The Surface-Level Trap
Survey design tries to compensate with follow-up questions: “Which of the following best describes why you would/would not purchase this product?” But these are researcher-generated hypotheses presented as multiple-choice options. The respondent selects the closest match, not their actual reason. The methodology constrains consumer reasoning to the researcher’s imagination.
Open-ended survey questions fare slightly better but suffer from a different problem: respondents give the first answer that comes to mind and move on. Without probing — without someone asking “why is that important to you?” and then “why does that matter?” and then “what would that mean for you?” — the response stays at the surface. You get descriptions of features noticed, not motivations driving behavior.
Real understanding requires depth. When a consumer says they “like” a concept, the first why reveals the feature they noticed. The second reveals the benefit they associate with it. The third reveals the need it fulfills. The fourth reveals the emotional driver behind that need. The fifth reveals the identity or value that makes the concept resonate — or fail. This is the five whys of concept testing, and no survey instrument reaches past the first level.
Focus groups theoretically offer this depth, but the social dynamics described below distort the probing. When a moderator asks “why?” in front of eight strangers, the participant gives a socially acceptable answer, not a personally honest one. The depth is an illusion.

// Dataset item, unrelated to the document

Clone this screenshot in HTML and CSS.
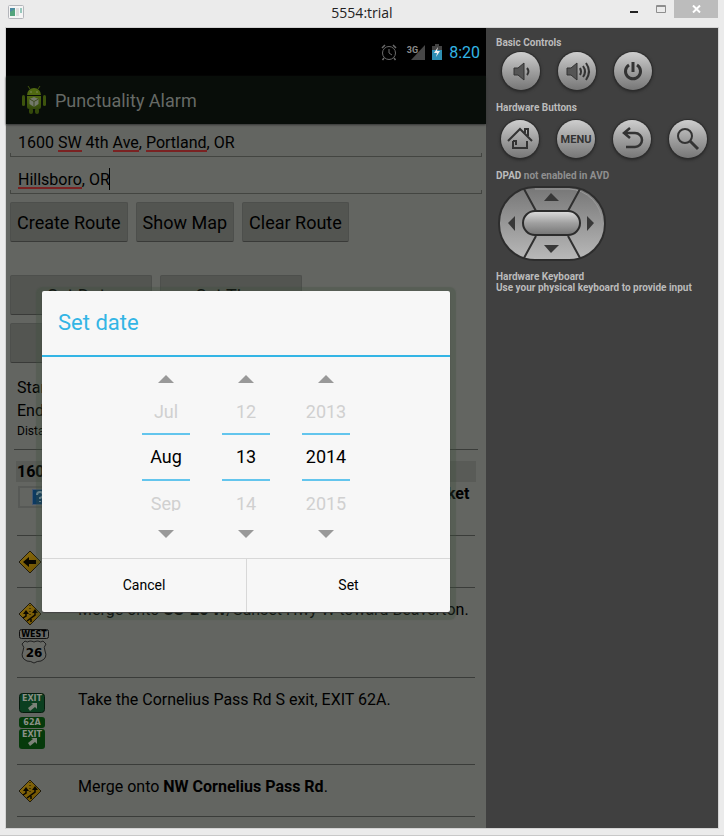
FILE: index.html
```html
<!DOCTYPE html>
<html lang="en">
<head>
<meta charset="utf-8">
<title>5554:trial</title>
<link rel="stylesheet" href="styles.css">
</head>
<body>
<svg class="defs" aria-hidden="true">
  <defs>
    <linearGradient id="sign" x1="0" y1="0" x2="1" y2="1"><stop offset="0" stop-color="#8a6d10"/><stop offset="1" stop-color="#6d5000"/></linearGradient>
    <linearGradient id="pad" x1="0" y1="0" x2="0" y2="1"><stop offset="0" stop-color="#767676"/><stop offset="1" stop-color="#b9b9b9"/></linearGradient>
    <linearGradient id="knob" x1="0" y1="0" x2="0" y2="1"><stop offset="0" stop-color="#dedede"/><stop offset="0.5" stop-color="#a0a0a0"/><stop offset="1" stop-color="#747474"/></linearGradient>
    <linearGradient id="droid" x1="0" y1="0" x2="0" y2="1"><stop offset="0" stop-color="#4d6510"/><stop offset="1" stop-color="#33490b"/></linearGradient>
    <symbol id="merge" viewBox="0 0 24 24">
      <path d="M12 1 23 12 12 23 1 12Z" fill="url(#sign)" stroke="#201b0c"/>
      <path d="M8 11V14L5 16M17 9V13L9 19M13 17V20" fill="none" stroke="#090700" stroke-width="1.500"/>
      <path d="M5 12 8 8 11 12ZM14 11 17 7 20 11Z" fill="#090700"/>
      <path d="M12 3V15" stroke="#090700" stroke-dasharray="1 2"/>
    </symbol>
  </defs>
</svg>
<div class="window">
  <header class="titlebar">
    <svg class="app-icon" viewBox="0 0 16 14"><rect x="0.5" y="0.5" width="15" height="13" rx="1" fill="#f5f5f5" stroke="#b4b6bb"/><path d="M2 3H7V11H2Z" fill="#4c8aa0"/><path d="M2 7 7 4V11H2Z" fill="#54a47c"/><path d="M8 3H11V11H8Z" fill="#dedede"/><path d="M12 3H14V8H12Z" fill="#98c8bd"/></svg>
    <h1>5554:trial</h1>
    <div class="caption">
      <button aria-label="Minimize"><svg width="8" height="12"><rect y="8" width="8" height="2" fill="#222"/></svg></button>
      <button aria-label="Maximize"><svg width="10" height="8"><path d="M0.500 0.500H9.500V7.500H0.500ZM0 1.500H10" fill="none" stroke="#8e8e8e"/></svg></button>
      <button class="close" aria-label="Close"><svg width="9" height="8"><path d="M1 0.500 8 7.500M8 0.500 1 7.500" stroke="#fff" stroke-width="2"/></svg></button>
    </div>
  </header>
  <div class="client">
    <main class="phone">
      <div class="status">
        <svg width="16" height="17" viewBox="0 0 16 17" fill="none" stroke="#6c6c6c"><circle cx="8" cy="9" r="6.500"/><path d="M1 4 4 1M15 4 12 1M3 14 1.500 16M13 14 14.500 16" stroke-width="1.500"/><path d="M8 5V9L11 11"/></svg>
        <div class="signal"><span>3G</span><svg width="14" height="15"><path d="M14 0V15H0Z" fill="#474747"/></svg></div>
        <svg width="10" height="16" viewBox="0 0 10 16"><path d="M3 0H7V2H10V16H0V2H3Z" fill="#434343"/><path d="M0 6H10V16H0Z" fill="#2e8fb4"/><path d="M6 3 2 9H5L4 13 8 7H5Z" fill="#f0f0f0"/></svg>
        <time>8:20</time>
      </div>
      <div class="screen">
        <div class="actionbar">
          <svg width="24" height="28" viewBox="0 0 24 28"><path d="M8 3 6 0M16 3 18 0" stroke="#40560d"/><path d="M5 9A7 7 0 0 1 19 9Z" fill="#4f6811"/><path d="M5 10H19V21Q19 23 17 23H7Q5 23 5 21Z" fill="url(#droid)"/><rect x="0" y="9" width="3" height="11" rx="1.500" fill="#3d540d"/><rect x="21" y="9" width="3" height="11" rx="1.500" fill="#3d540d"/><rect x="7" y="22" width="4" height="6" rx="2" fill="#34490b"/><rect x="13" y="22" width="4" height="6" rx="2" fill="#34490b"/><circle cx="9" cy="6" r="0.700" fill="#8a9272"/><circle cx="15" cy="6" r="0.700" fill="#8a9272"/><path d="M12 11 16.500 13V18L12 21 7.500 18V13Z" fill="#73796a"/><path d="M7.500 13 12 15.500 16.500 13M12 15.500V21" fill="none" stroke="#3d4a20"/></svg>
          <h2>Punctuality Alarm</h2>
        </div>
        <form class="planner">
          <div class="field"><input class="from" type="text" aria-label="From" value="1600 SW 4th Ave, Portland, OR"></div>
          <div class="field"><input class="to" type="text" aria-label="To" value="Hillsboro, OR"></div>
          <div class="actions">
            <button type="button">Create Route</button>
            <button type="button">Show Map</button>
            <button type="button">Clear Route</button>
          </div>
          <div class="actions schedule">
            <button type="button">Set Date</button>
            <button type="button">Set Time</button>
            <button type="button">Set Alarm</button>
          </div>
        </form>
        <section class="route">
          <div class="summary">
            <p>Starting</p>
            <p>Ending</p>
            <p class="small">Distance</p>
          </div>
          <h3>1600 SW 4th Ave</h3>
          <ol>
            <li class="first">
              <div class="signs"><span class="placeholder"><svg width="16" height="16"><rect x="0.500" y="0.500" width="15" height="15" fill="#0c3a62" stroke="#44566f"/><path d="M5 6Q5 3 8 3T11 6Q11 8 8 9V10M8 12V13" fill="none" stroke="#7894a8" stroke-width="2"/></svg></span></div>
              <p>Start out going north on <b>SW 4th Ave</b> toward <b>SW Market St</b>.</p>
            </li>
            <li>
              <div class="signs"><svg width="24" height="24" viewBox="0 0 24 24"><path d="M12 1 23 12 12 23 1 12Z" fill="url(#sign)" stroke="#201b0c"/><path d="M5 12 11 7V10H18V14H11V17Z" fill="#090700"/></svg></div>
              <p>Turn <b>left</b> onto <b>SW Market St</b>.</p>
            </li>
            <li class="tall">
              <div class="signs"><svg width="24" height="24"><use href="#merge"/></svg>
                <svg class="west" width="30" height="35" viewBox="0 0 30 35"><rect x="0.500" y="0.500" width="29" height="9" rx="2" fill="#666864" stroke="#111"/><text x="15" y="8" class="sign-west">WEST</text><path d="M6 12Q8 14 11 12Q13 12 15 13Q17 12 19 12Q22 14 24 12L27 15Q24 18 26 22Q29 29 22 32Q18 32 15 34Q12 32 8 32Q1 29 4 22Q6 18 3 15Z" fill="#686a66" stroke="#222"/><text x="15" y="28" class="sign-route">26</text></svg></div>
              <p>Merge onto <b>US-26 W</b>/Sunset Hwy W toward Beaverton.</p>
            </li>
            <li class="tall exits">
              <div class="signs"><svg width="26" height="57" viewBox="0 0 26 57"><rect x="0.500" y="0.500" width="25" height="19" rx="3" fill="#0b3f20" stroke="#051b0c"/><text x="13" y="8" class="sign-exit">EXIT</text><path id="arrow" d="M9 15 14 11 12 10H18V16L16 14 11 18Z" fill="#7c8279"/><rect y="24" width="26" height="11" rx="3" fill="#063a0b"/><text x="13" y="32" class="sign-exit">62A</text><rect y="36" width="26" height="20" rx="3" fill="#063a0b"/><text x="13" y="44" class="sign-exit">EXIT</text><use href="#arrow" y="35"/></svg></div>
              <p>Take the Cornelius Pass Rd S exit, EXIT 62A.</p>
            </li>
            <li>
              <div class="signs"><svg width="24" height="24"><use href="#merge"/></svg></div>
              <p>Merge onto <b>NW Cornelius Pass Rd</b>.</p>
            </li>
          </ol>
        </section>
        <div class="overlay">
          <div class="dialog" role="dialog" aria-labelledby="dialog-title">
            <h2 id="dialog-title">Set date</h2>
            <div class="pickers">
              <div class="picker">
                <button aria-label="Previous month"><svg width="16" height="8"><path d="M0 8 8 0 16 8Z"/></svg></button>
                <span class="before">Jul</span>
                <input type="text" aria-label="Month" value="Aug">
                <span class="after">Sep</span>
                <button class="down" aria-label="Next month"><svg width="16" height="8"><path d="M0 0 8 8 16 0Z"/></svg></button>
              </div>
              <div class="picker">
                <button aria-label="Previous day"><svg width="16" height="8"><path d="M0 8 8 0 16 8Z"/></svg></button>
                <span class="before">12</span>
                <input type="text" aria-label="Day" value="13">
                <span class="after">14</span>
                <button class="down" aria-label="Next day"><svg width="16" height="8"><path d="M0 0 8 8 16 0Z"/></svg></button>
              </div>
              <div class="picker">
                <button aria-label="Previous year"><svg width="16" height="8"><path d="M0 8 8 0 16 8Z"/></svg></button>
                <span class="before">2013</span>
                <input type="text" aria-label="Year" value="2014">
                <span class="after">2015</span>
                <button class="down" aria-label="Next year"><svg width="16" height="8"><path d="M0 0 8 8 16 0Z"/></svg></button>
              </div>
            </div>
            <div class="choices"><button>Cancel</button><button>Set</button></div>
          </div>
        </div>
      </div>
    </main>
    <aside class="controls">
      <h2>Basic Controls</h2>
      <div class="keys">
        <button aria-label="Volume down"><svg viewBox="0 0 38 38"><path d="M12 16H16L22 11V28L16 23H12Z" fill="#555" stroke="#333"/><path d="M25 16Q28 19.500 25 23" fill="none" stroke="#333" stroke-width="2"/></svg></button>
        <button aria-label="Volume up"><svg viewBox="0 0 38 38"><path d="M9 16H13L19 11V28L13 23H9Z" fill="#555" stroke="#333"/><path d="M22 16Q24 19.500 22 23M25 14Q29 19.500 25 25M28 11Q34 19.500 28 28" fill="none" stroke="#333" stroke-width="2"/></svg></button>
        <button aria-label="Power"><svg viewBox="0 0 38 38"><path d="M15 13A7.500 7.500 0 1 0 23 13M19 10V20" fill="none" stroke="#333" stroke-width="3"/></svg></button>
      </div>
      <h2>Hardware Buttons</h2>
      <div class="keys hardware">
        <button aria-label="Home"><svg viewBox="0 0 38 38" fill="none" stroke="#333" stroke-width="2"><path d="M7 21 19 9 31 21M24 13V9H27V16M12 21V28H26V21M12 21H15V25"/></svg></button>
        <button>MENU</button>
        <button aria-label="Back"><svg viewBox="0 0 38 38"><path d="M17 8 11 13 17 18M11 13H22A7 7 0 0 1 22 27H13" fill="none" stroke="#333" stroke-width="2.500"/></svg></button>
        <button aria-label="Search"><svg viewBox="0 0 38 38" fill="none" stroke="#333"><circle cx="16" cy="16" r="7" stroke-width="2"/><path d="M21 21 29 29" stroke-width="3"/></svg></button>
      </div>
      <h2>DPAD <span>not enabled in AVD</span></h2>
      <svg class="dpad" width="108" height="77" viewBox="0 0 108 77">
        <rect x="1" y="2" width="106" height="73" rx="36" fill="url(#pad)" stroke="#2d2d2d" stroke-width="2"/>
        <path d="M37 4H71A34 34 0 0 1 104 38" fill="none" stroke="#9a9a9a"/>
        <path d="M26 4 38 26M82 4 70 26M38 51 26 73M70 51 82 73" stroke="#303030" stroke-width="2"/>
        <rect x="25" y="26" width="57" height="24" rx="12" fill="url(#knob)" stroke="#2c2c2c" stroke-width="2"/>
        <path d="M46 16 53 8 61 16ZM46 60H61L53 68ZM17 31V46L10 38ZM89 31V46L96 38Z" fill="#383838"/>
      </svg>
      <h2>Hardware Keyboard<br>Use your physical keyboard to provide input</h2>
    </aside>
  </div>
</div>
</body>
</html>
```
FILE: styles.css
```css
* { box-sizing: border-box; }
body, h1, h2, h3, p, ol { margin: 0; padding: 0; }
body { background: #ebebeb; font-family: Roboto, "Liberation Sans", sans-serif; font-size: 16px; color: #000; }
button, input { font: inherit; color: inherit; margin: 0; padding: 0; border: 0; background: none; border-radius: 0; }
svg { display: block; flex: none; }
.defs { position: absolute; width: 0; height: 0; }

.window { min-height: 100vh; display: flex; flex-direction: column; padding: 0 6px 7px; border-bottom: 1px solid #c8c8c8; }
.titlebar { height: 28px; flex: none; display: grid; grid-template-columns: 1fr auto 1fr; align-items: start; }
.app-icon { width: 16px; height: 14px; margin: 5px 0 0 2px; }
.titlebar h1 { font: 14px/26px "Open Sans", sans-serif; color: #222; }
.caption { display: flex; justify-content: flex-end; }
.caption button { height: 18px; width: 27px; display: flex; align-items: center; justify-content: center; }
.caption .close { width: 44px; background: #bcbcbc; }

.client { flex: 1; display: grid; grid-template-columns: 480fr 232fr; box-shadow: 0 0 0 1px #d3d3d3; }
.phone { display: flex; flex-direction: column; min-width: 0; background: #636561; }
.status { height: 48px; background: #000; display: flex; align-items: center; justify-content: flex-end; gap: 7px; padding: 0 6px; color: #33b5e5; }
.signal { display: flex; align-items: flex-end; margin-left: 3px; }
.signal span { font: bold 9px/10px Roboto, sans-serif; color: #8b8b8b; align-self: flex-start; margin-right: -7px; }
.screen { flex: 1; position: relative; }
.actionbar { height: 48px; background: #080d09; display: flex; align-items: center; gap: 9px; padding: 0 16px; box-shadow: 0 1px 2px #333; }
.actionbar h2 { font-size: 18px; font-weight: 400; color: #666a66; }

.planner { padding: 1px 4px 0; }
.field { height: 32px; margin-bottom: 5px; background: linear-gradient(#434541, #434541) 0 100% / 100% 1px no-repeat, linear-gradient(#434541, #434541) 0 100% / 1px 4px no-repeat, linear-gradient(#434541, #434541) 100% 100% / 1px 4px no-repeat; }
.field input { display: block; width: 100%; height: 100%; padding: 2px 8px 0; outline: 0; background-repeat: no-repeat; }
.from { background-image: linear-gradient(#7a2222, #7a2222), linear-gradient(#7a2222, #7a2222), linear-gradient(#7a2222, #7a2222); background-size: 24px 2px, 26px 2px, 61px 2px; background-position: 48px 25px, 103px 25px, 136px 25px; }
.to { background-image: linear-gradient(#7a2222, #7a2222), linear-gradient(#000, #000); background-size: 64px 2px, 1px 22px; background-position: 8px 25px, 99px 6px; }
.actions { display: flex; flex-wrap: wrap; gap: 8px; margin-top: 8px; }
.actions button { height: 40px; padding: 0 6px; font-size: 18px; background: #535551; border: 1px solid #4d4f4c; border-bottom: 1px solid #393a38; border-radius: 2px; }
.schedule { margin-top: 33px; }
.schedule button { width: 142px; }
.schedule button:last-child { margin-right: 50%; }

.route { padding: 13px 8px 0; }
.summary { padding: 0 3px 8px; line-height: 23px; border-bottom: 1px solid #3a3c39; }
.summary .small { font-size: 12px; line-height: 19px; }
.route h3 { margin: 11px 2px 0; padding: 0 1px; font-size: 16px; line-height: 21px; background: #595b57; }
.route ol { list-style: none; margin: 0 3px; }
.route li { min-height: 52px; display: grid; grid-template-columns: 61px 1fr; border-bottom: 1px solid #3a3c39; padding-bottom: 12px; }
.route li p { line-height: 22px; padding-top: 11px; }
.route .first { min-height: 54px; padding-bottom: 0; }
.route .first p { padding-top: 1px; }
.route .tall { padding-bottom: 13px; }
.route .exits { padding-bottom: 14px; }
.signs { padding: 14px 0 0 1px; }
.first .signs { padding-top: 4px; }
.west { margin: 3px 0 0 1px; }
.exits .signs { padding: 15px 0 0 2px; }
.placeholder { display: flex; width: 44px; height: 22px; align-items: center; justify-content: center; border: 2px solid #575956; }
.sign-west, .sign-exit, .sign-route { font-family: "DejaVu Sans", sans-serif; font-weight: bold; text-anchor: middle; font-size: 8px; }
.sign-route { font-size: 12px; }
.sign-exit { fill: #8a9087; }

.overlay { position: absolute; inset: 0; padding-bottom: 2px; display: flex; align-items: center; justify-content: center; }
.dialog { width: 85%; background: #f7f7f7; border-radius: 2px; box-shadow: 0 1px 1px #444, 0 2px 1px 6px rgba(58, 80, 60, 0.3); }
.dialog h2 { font-size: 22px; font-weight: 400; line-height: 64px; padding: 0 16px; color: #33b5e5; border-bottom: 2px solid #33b5e5; }
.pickers { display: flex; justify-content: center; gap: 32px; font-size: 18px; line-height: 22px; }
.picker { width: 48px; display: flex; flex-direction: column; text-align: center; }
.picker button { height: 44px; display: flex; align-items: center; justify-content: center; fill: #999; }
.picker .down { height: 47px; }
.picker input { width: 100%; height: 48px; text-align: center; border: solid #63c5ed; border-width: 2px 0; }
.before, .after { color: #d0d0d0; }
.before { margin-bottom: 10px; }
.after { margin-top: 12px; height: 18px; overflow: hidden; }
.choices { display: grid; grid-template-columns: 1fr 1fr; border-top: 1px solid #d8d8d8; }
.choices button { height: 53px; font-size: 14px; }
.choices button + button { border-left: 1px solid #d8d8d8; }

.controls { background: #404040; padding: 9px 9px 0 10px; color: #bbb; min-width: 0; }
.controls h2 { font-size: 10px; line-height: 11px; font-weight: 700; }
.controls h2 span { color: #8f8f8f; }
.keys { display: flex; gap: 18px; margin: 4px 0 12px 6px; }
.hardware { margin: 7px 0 12px 5px; }
.keys button { width: 38px; height: 38px; flex: none; border-radius: 50%; background: linear-gradient(#cecece, #a0a0a0 50%, #777); box-shadow: 0 0 0 1px #2d2d2d, 0 1px 3px 1px #292929; color: #333; font-size: 11px; font-weight: 700; }
.dpad { margin: 4px 0 9px 2px; }
```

Failure 3: Episodic Research That Creates Blind Spots
Traditional concept testing is an event. You commission a study, wait weeks for results, act on them, and do not test again until the next budget cycle or the next launch demands it. The cadence is episodic — once or twice a year for most organizations, quarterly at best.
Between tests, the world keeps moving. Consumer sentiment shifts in response to economic conditions, cultural events, competitive launches, and category disruption. The concept that tested well in January may not resonate in June — not because the concept changed, but because the context did. And you have no data on any of it.
The Blind-Spot Problem
Most organizations are making concept decisions with data that is 3-12 months old. They test in Q1, launch in Q3, and optimize (if at all) based on post-launch sales data in Q4. The entire cycle has one data point from research and one from market performance, separated by six months of assumptions.
This episodic cadence exists because the cost and timeline of traditional testing make anything else impossible. At $25,000-$75,000 per study and 6-12 weeks per cycle, testing quarterly is a luxury. Testing monthly is fantasy. The methodology itself dictates the frequency, and the frequency guarantees blind spots.
What if consumer reaction to your concept shifted meaningfully in March? You will not know until your next scheduled study — if there is one. In the meantime, every decision referencing the Q1 findings is based on stale data treated as current truth.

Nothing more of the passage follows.